A cette exclusion physique et mentale vient encore s’ajouter la dimension sociale qui concerne des jeunes qui ne se retrouvent pas dans le tissu associatif -pourtant dense- de la ville et qui permet à chacun de participer, de s’émanciper et de s’épanouir sur les plans sportif, artistique, culturel, citoyen ou simplement humain.

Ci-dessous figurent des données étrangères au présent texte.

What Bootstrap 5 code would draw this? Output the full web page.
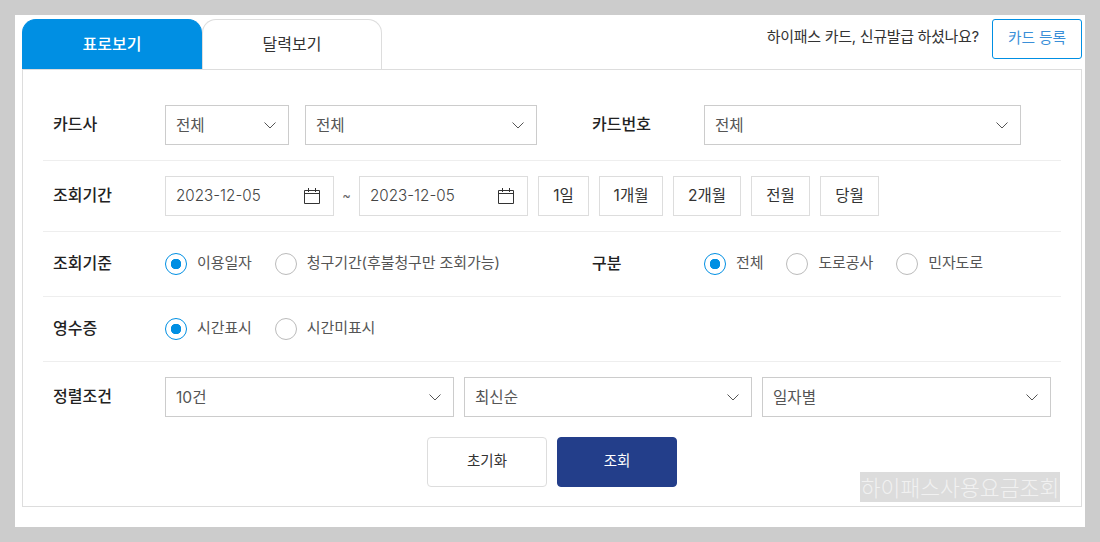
<!DOCTYPE html>
<html lang="ko">
<head>
<meta charset="utf-8">
<title>하이패스 사용요금 조회</title>
<link href="https://cdn.jsdelivr.net/npm/bootstrap@5.3.0/dist/css/bootstrap.min.css" rel="stylesheet">
<style>
html,body{height:100%}
body{background:#ccc;padding:15px 15px;font-family:Inter,"Noto Sans CJK KR",sans-serif;font-size:15px;color:#333;overflow:hidden}
.sheet{background:#fff;width:1070px;height:512px;padding:4px 3px 0 7px;position:relative}
.topbar{height:50px}
.tabset{border:0;width:360px;flex-wrap:nowrap}
.tabset .nav-link{width:180px;height:50px;display:flex;align-items:center;justify-content:center;border:1px solid #ddd;border-bottom:0;border-radius:14px 14px 0 0;color:#333;font-size:16px;background:#fff;margin:0;padding:0 0 2px}
.tabset .nav-link.active{background:#008fe3;border-color:#008fe3;color:#fff;font-weight:500}
.hint{font-size:15px;margin-right:13px;margin-top:-14px;letter-spacing:-.3px}
.btn.regbtn{width:90px;height:40px;border:1px solid #008fe3;border-radius:3px;color:#3a8fd8;background:#fff;font-size:14.7px;padding:0 0 2px;align-self:flex-start}
.panel{border:1px solid #ddd;width:1060px;height:438px;padding:20px 20px 0}
.frow{display:flex;align-items:center;padding:0 10px;border-bottom:1px solid #eee}
.frow.r1{height:71px;padding-top:15px;padding-bottom:15px}
.frow.r2{height:71px}
.frow.r3,.frow.r4{height:65px}
.frow.r5{height:55px;border-bottom:0;padding-top:15px}
.flabel{width:112px;font-weight:500;font-size:16px;color:#222;flex:none;padding-bottom:2px}
.flabel.second{width:112px;margin-left:55px}
.form-select.fsel{height:40px;border:1px solid #ccc;border-radius:0;font-size:15.6px;color:#555;padding:2px 30px 0 10px;font-family:inherit;background-image:url("data:image/svg+xml,%3Csvg xmlns='http://www.w3.org/2000/svg' width='12' height='7' viewBox='0 0 12 7'%3E%3Cpath d='M.5.5 6 6 11.5.5' fill='none' stroke='%23555' stroke-width='1'/%3E%3C/svg%3E");background-size:12px 7px;background-position:right 12px center;flex:none}
.w124{width:124px}.w232{width:232px}.w317{width:317px}.w289{width:289px}.w288{width:288px}
.datebox{width:169px;height:40px;border:1px solid #ddd;display:flex;align-items:center;justify-content:space-between;padding:0 12px 0 10px;color:#444;font-size:15.2px;flex:none;font-weight:300}
.tilde{width:25px;text-align:center;color:#666;font-size:13px;flex:none}
.btn.rangebtn{height:40px;border:1px solid #ddd;border-radius:0;background:#fff;color:#333;font-size:15.5px;padding:0;flex:none}
.w51{width:51px}.w64{width:64px}.w68{width:68px}.w59{width:59px}
.rgap{gap:10px;margin-left:10px}
.radioset{display:flex;align-items:center}
.form-check.rad{display:flex;align-items:center;padding:0;margin:0 23px 0 0;min-height:0}
.form-check.rad .form-check-input{width:22px;height:22px;margin:0 10px 0 0;float:none;border:1px solid #bbb;flex:none}
.form-check.rad .form-check-input:checked{background-color:#fff;border-color:#008fe3;background-image:radial-gradient(circle,#008fe3 0 5px,#fff 5.5px)}
.form-check.rad label{font-size:15px;color:#555;letter-spacing:-.1px;padding-bottom:2px}
.radgrp{width:427px;flex:none}
.actions{display:flex;justify-content:center;gap:10px;margin-top:20px}
.btn.act{width:120px;height:50px;font-size:14.5px;border-radius:4px;padding:0 0 2px;font-weight:400}
.btn.act.ghost{background:#fff;border:1px solid #ddd;color:#333}
.btn.act.prime{background:#233e8a;border:1px solid #233e8a;color:#fff}
.wmark{position:absolute;left:845px;top:457px;width:200px;height:30px;background:#dcdcdc;color:#f1f1f1;font-family:"Noto Sans CJK KR",sans-serif;font-size:21.6px;font-weight:300;line-height:30px;white-space:nowrap;text-align:center}
.cal{display:block}
</style>
</head>
<body>
<div class="sheet">
  <div class="topbar d-flex justify-content-between">
    <ul class="nav tabset">
      <li class="nav-item"><a class="nav-link active" href="#">표로보기</a></li>
      <li class="nav-item"><a class="nav-link" href="#">달력보기</a></li>
    </ul>
    <div class="d-flex align-items-center">
      <span class="hint">하이패스 카드, 신규발급 하셨나요?</span>
      <button type="button" class="btn regbtn">카드 등록</button>
    </div>
  </div>
  <div class="panel">
    <div class="frow r1">
      <div class="flabel">카드사</div>
      <select class="form-select fsel w124 me-3"><option>전체</option></select>
      <select class="form-select fsel w232"><option>전체</option></select>
      <div class="flabel second">카드번호</div>
      <select class="form-select fsel w317"><option>전체</option></select>
    </div>
    <div class="frow r2">
      <div class="flabel">조회기간</div>
      <div class="datebox">2023-12-05
        <svg class="cal" width="18" height="18" viewBox="0 0 18 18" fill="none" stroke="#333" stroke-width="1"><path d="M1.5 3.5h15v13h-15zM1.5 6.5h15M5.5 1v4M12.5 1v4"/></svg>
      </div>
      <div class="tilde">~</div>
      <div class="datebox">2023-12-05
        <svg class="cal" width="18" height="18" viewBox="0 0 18 18" fill="none" stroke="#333" stroke-width="1"><path d="M1.5 3.5h15v13h-15zM1.5 6.5h15M5.5 1v4M12.5 1v4"/></svg>
      </div>
      <div class="d-flex rgap">
        <button type="button" class="btn rangebtn w51">1일</button>
        <button type="button" class="btn rangebtn w64">1개월</button>
        <button type="button" class="btn rangebtn w68">2개월</button>
        <button type="button" class="btn rangebtn w59">전월</button>
        <button type="button" class="btn rangebtn w59">당월</button>
      </div>
    </div>
    <div class="frow r3">
      <div class="flabel">조회기준</div>
      <div class="radioset radgrp">
        <div class="form-check rad"><input class="form-check-input" type="radio" name="a" id="a1" checked><label for="a1">이용일자</label></div>
        <div class="form-check rad"><input class="form-check-input" type="radio" name="a" id="a2"><label for="a2">청구기간(후불청구만 조회가능)</label></div>
      </div>
      <div class="flabel">구분</div>
      <div class="radioset">
        <div class="form-check rad"><input class="form-check-input" type="radio" name="b" id="b1" checked><label for="b1">전체</label></div>
        <div class="form-check rad"><input class="form-check-input" type="radio" name="b" id="b2"><label for="b2">도로공사</label></div>
        <div class="form-check rad"><input class="form-check-input" type="radio" name="b" id="b3"><label for="b3">민자도로</label></div>
      </div>
    </div>
    <div class="frow r4">
      <div class="flabel">영수증</div>
      <div class="radioset">
        <div class="form-check rad"><input class="form-check-input" type="radio" name="c" id="c1" checked><label for="c1">시간표시</label></div>
        <div class="form-check rad"><input class="form-check-input" type="radio" name="c" id="c2"><label for="c2">시간미표시</label></div>
      </div>
    </div>
    <div class="frow r5">
      <div class="flabel">정렬조건</div>
      <div class="d-flex" style="gap:10px">
        <select class="form-select fsel w289"><option>10건</option></select>
        <select class="form-select fsel w288"><option>최신순</option></select>
        <select class="form-select fsel w289"><option>일자별</option></select>
      </div>
    </div>
    <div class="actions">
      <button type="button" class="btn act ghost">초기화</button>
      <button type="button" class="btn act prime">조회</button>
    </div>
  </div>
  <div class="wmark">하이패스사용요금조회</div>
</div>
<script src="https://cdn.jsdelivr.net/npm/bootstrap@5.3.0/dist/js/bootstrap.bundle.min.js"></script>
</body>
</html>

Au contraire, ces laissés-pour-compte s’enferment dans cette culture du ghetto qui prône avant tout l’hyper-virilité et dont l’un des principaux exemples de réussite est incarné par le narcotrafiquant qui use de violence physique, morale ou psychologique dans son désir individualiste de réussite qui reflète pour trop de jeunes l’archétype du role-model qui, après avoir détruit son environnement, finira par être détrôné par ceux qui l’admiraient en ayant recours au seul mode de communication connu, celui de la violence.


Il est donc urgent de prendre la mesure d’un phénomène social, qui concentre un vivier de personnes marginalisées, en réinvestissant dans la politique des grandes villes, avec les acteurs de terrain conscients de ce que pourrait devenir cette jeunesse livrée à elle-même qui n’a pour elle que la violence la plus la plus dangereuse, celle qui mène inévitablement à l’autodestruction…


(1) Les Vandales sont un peuple germanique oriental. Ils s'illustrèrent en pillant successivement la Gaule, la Galice et la Bétique (en Espagne), l'Afrique du Nord et les îles de la Méditerranée occidentale lors des Grandes invasions, au Ve siècle de l'ère chrétienne.